■ WRITTEN REQUEST: Output the material exactly, but drop every image it holds.

■ DATA LINES:
━━━

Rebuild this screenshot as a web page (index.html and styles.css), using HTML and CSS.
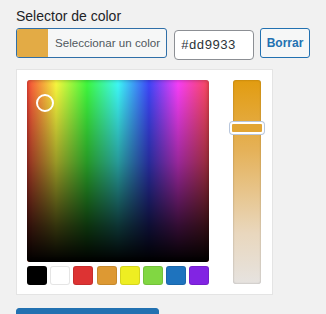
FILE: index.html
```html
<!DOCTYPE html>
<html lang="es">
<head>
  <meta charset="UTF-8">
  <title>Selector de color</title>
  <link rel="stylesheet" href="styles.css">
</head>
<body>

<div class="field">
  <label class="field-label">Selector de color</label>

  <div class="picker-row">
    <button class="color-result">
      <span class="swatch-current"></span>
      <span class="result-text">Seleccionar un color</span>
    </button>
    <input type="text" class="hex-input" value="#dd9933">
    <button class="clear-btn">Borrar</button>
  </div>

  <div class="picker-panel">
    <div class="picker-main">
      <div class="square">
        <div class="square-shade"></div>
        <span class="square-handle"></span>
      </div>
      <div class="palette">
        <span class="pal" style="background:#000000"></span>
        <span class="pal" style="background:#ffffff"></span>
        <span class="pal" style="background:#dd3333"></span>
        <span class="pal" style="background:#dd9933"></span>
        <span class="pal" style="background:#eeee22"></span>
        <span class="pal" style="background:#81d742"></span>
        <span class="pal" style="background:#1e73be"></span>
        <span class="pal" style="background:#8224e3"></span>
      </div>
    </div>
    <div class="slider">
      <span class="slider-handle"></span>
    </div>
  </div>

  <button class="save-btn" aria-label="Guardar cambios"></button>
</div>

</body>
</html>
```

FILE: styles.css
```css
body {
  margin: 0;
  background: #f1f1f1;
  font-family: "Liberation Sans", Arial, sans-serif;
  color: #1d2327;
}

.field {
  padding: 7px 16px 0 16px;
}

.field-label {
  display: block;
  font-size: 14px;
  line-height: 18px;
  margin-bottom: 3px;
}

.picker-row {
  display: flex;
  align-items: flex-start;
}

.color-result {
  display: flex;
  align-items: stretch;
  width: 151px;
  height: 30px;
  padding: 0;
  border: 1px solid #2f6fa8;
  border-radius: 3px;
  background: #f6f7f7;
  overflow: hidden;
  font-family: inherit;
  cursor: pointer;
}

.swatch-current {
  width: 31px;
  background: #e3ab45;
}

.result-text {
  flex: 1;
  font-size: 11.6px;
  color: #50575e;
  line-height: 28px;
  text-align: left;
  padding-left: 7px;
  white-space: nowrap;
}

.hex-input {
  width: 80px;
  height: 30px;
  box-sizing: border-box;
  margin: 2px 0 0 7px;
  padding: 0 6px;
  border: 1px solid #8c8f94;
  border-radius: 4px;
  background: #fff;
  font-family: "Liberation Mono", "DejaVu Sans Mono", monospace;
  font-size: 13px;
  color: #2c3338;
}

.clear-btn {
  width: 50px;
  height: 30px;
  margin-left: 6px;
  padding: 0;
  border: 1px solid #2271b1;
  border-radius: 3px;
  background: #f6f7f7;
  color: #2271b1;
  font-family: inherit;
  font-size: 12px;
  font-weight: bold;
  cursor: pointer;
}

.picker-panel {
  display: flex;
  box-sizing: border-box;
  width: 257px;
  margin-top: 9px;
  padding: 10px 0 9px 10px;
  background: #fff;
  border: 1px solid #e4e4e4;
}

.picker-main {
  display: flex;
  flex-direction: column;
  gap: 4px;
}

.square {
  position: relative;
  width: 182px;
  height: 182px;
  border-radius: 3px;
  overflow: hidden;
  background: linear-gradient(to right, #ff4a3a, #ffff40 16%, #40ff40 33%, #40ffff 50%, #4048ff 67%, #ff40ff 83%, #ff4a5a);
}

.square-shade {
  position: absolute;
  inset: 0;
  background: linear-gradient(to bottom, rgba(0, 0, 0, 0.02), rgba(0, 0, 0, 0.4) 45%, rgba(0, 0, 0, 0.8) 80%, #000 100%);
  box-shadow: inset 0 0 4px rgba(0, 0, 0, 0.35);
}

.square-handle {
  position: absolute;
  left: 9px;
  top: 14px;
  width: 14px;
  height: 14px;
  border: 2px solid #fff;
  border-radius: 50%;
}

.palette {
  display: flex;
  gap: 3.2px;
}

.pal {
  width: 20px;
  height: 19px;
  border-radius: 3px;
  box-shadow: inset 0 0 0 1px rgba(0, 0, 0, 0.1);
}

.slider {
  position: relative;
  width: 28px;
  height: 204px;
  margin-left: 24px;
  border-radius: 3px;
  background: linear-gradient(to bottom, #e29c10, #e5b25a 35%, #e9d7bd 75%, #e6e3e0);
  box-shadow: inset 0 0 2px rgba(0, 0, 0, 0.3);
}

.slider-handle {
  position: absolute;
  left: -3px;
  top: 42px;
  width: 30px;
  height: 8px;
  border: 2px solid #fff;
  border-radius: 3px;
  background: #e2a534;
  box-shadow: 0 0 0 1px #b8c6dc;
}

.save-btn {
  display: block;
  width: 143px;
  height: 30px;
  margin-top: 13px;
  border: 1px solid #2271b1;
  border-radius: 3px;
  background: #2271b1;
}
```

━━━

■ EXERCISE OUTPUT:
Rebuild this screenshot as a web page (index.html and styles.css), using HTML and CSS.
FILE: index.html
```html
<!DOCTYPE html>
<html lang="es">
<head>
  <meta charset="UTF-8">
  <title>Selector de color</title>
  <link rel="stylesheet" href="styles.css">
</head>
<body>

<div class="field">
  <label class="field-label">Selector de color</label>

  <div class="picker-row">
    <button class="color-result">
      <span class="swatch-current"></span>
      <span class="result-text">Seleccionar un color</span>
    </button>
    <input type="text" class="hex-input" value="#dd9933">
    <button class="clear-btn">Borrar</button>
  </div>

  <div class="picker-panel">
    <div class="picker-main">
      <div class="square">
        <div class="square-shade"></div>
        <span class="square-handle"></span>
      </div>
      <div class="palette">
        <span class="pal" style="background:#000000"></span>
        <span class="pal" style="background:#ffffff"></span>
        <span class="pal" style="background:#dd3333"></span>
        <span class="pal" style="background:#dd9933"></span>
        <span class="pal" style="background:#eeee22"></span>
        <span class="pal" style="background:#81d742"></span>
        <span class="pal" style="background:#1e73be"></span>
        <span class="pal" style="background:#8224e3"></span>
      </div>
    </div>
    <div class="slider">
      <span class="slider-handle"></span>
    </div>
  </div>

  <button class="save-btn" aria-label="Guardar cambios"></button>
</div>

</body>
</html>
```

FILE: styles.css
```css
body {
  margin: 0;
  background: #f1f1f1;
  font-family: "Liberation Sans", Arial, sans-serif;
  color: #1d2327;
}

.field {
  padding: 7px 16px 0 16px;
}

.field-label {
  display: block;
  font-size: 14px;
  line-height: 18px;
  margin-bottom: 3px;
}

.picker-row {
  display: flex;
  align-items: flex-start;
}

.color-result {
  display: flex;
  align-items: stretch;
  width: 151px;
  height: 30px;
  padding: 0;
  border: 1px solid #2f6fa8;
  border-radius: 3px;
  background: #f6f7f7;
  overflow: hidden;
  font-family: inherit;
  cursor: pointer;
}

.swatch-current {
  width: 31px;
  background: #e3ab45;
}

.result-text {
  flex: 1;
  font-size: 11.6px;
  color: #50575e;
  line-height: 28px;
  text-align: left;
  padding-left: 7px;
  white-space: nowrap;
}

.hex-input {
  width: 80px;
  height: 30px;
  box-sizing: border-box;
  margin: 2px 0 0 7px;
  padding: 0 6px;
  border: 1px solid #8c8f94;
  border-radius: 4px;
  background: #fff;
  font-family: "Liberation Mono", "DejaVu Sans Mono", monospace;
  font-size: 13px;
  color: #2c3338;
}

.clear-btn {
  width: 50px;
  height: 30px;
  margin-left: 6px;
  padding: 0;
  border: 1px solid #2271b1;
  border-radius: 3px;
  background: #f6f7f7;
  color: #2271b1;
  font-family: inherit;
  font-size: 12px;
  font-weight: bold;
  cursor: pointer;
}

.picker-panel {
  display: flex;
  box-sizing: border-box;
  width: 257px;
  margin-top: 9px;
  padding: 10px 0 9px 10px;
  background: #fff;
  border: 1px solid #e4e4e4;
}

.picker-main {
  display: flex;
  flex-direction: column;
  gap: 4px;
}

.square {
  position: relative;
  width: 182px;
  height: 182px;
  border-radius: 3px;
  overflow: hidden;
  background: linear-gradient(to right, #ff4a3a, #ffff40 16%, #40ff40 33%, #40ffff 50%, #4048ff 67%, #ff40ff 83%, #ff4a5a);
}

.square-shade {
  position: absolute;
  inset: 0;
  background: linear-gradient(to bottom, rgba(0, 0, 0, 0.02), rgba(0, 0, 0, 0.4) 45%, rgba(0, 0, 0, 0.8) 80%, #000 100%);
  box-shadow: inset 0 0 4px rgba(0, 0, 0, 0.35);
}

.square-handle {
  position: absolute;
  left: 9px;
  top: 14px;
  width: 14px;
  height: 14px;
  border: 2px solid #fff;
  border-radius: 50%;
}

.palette {
  display: flex;
  gap: 3.2px;
}

.pal {
  width: 20px;
  height: 19px;
  border-radius: 3px;
  box-shadow: inset 0 0 0 1px rgba(0, 0, 0, 0.1);
}

.slider {
  position: relative;
  width: 28px;
  height: 204px;
  margin-left: 24px;
  border-radius: 3px;
  background: linear-gradient(to bottom, #e29c10, #e5b25a 35%, #e9d7bd 75%, #e6e3e0);
  box-shadow: inset 0 0 2px rgba(0, 0, 0, 0.3);
}

.slider-handle {
  position: absolute;
  left: -3px;
  top: 42px;
  width: 30px;
  height: 8px;
  border: 2px solid #fff;
  border-radius: 3px;
  background: #e2a534;
  box-shadow: 0 0 0 1px #b8c6dc;
}

.save-btn {
  display: block;
  width: 143px;
  height: 30px;
  margin-top: 13px;
  border: 1px solid #2271b1;
  border-radius: 3px;
  background: #2271b1;
}
```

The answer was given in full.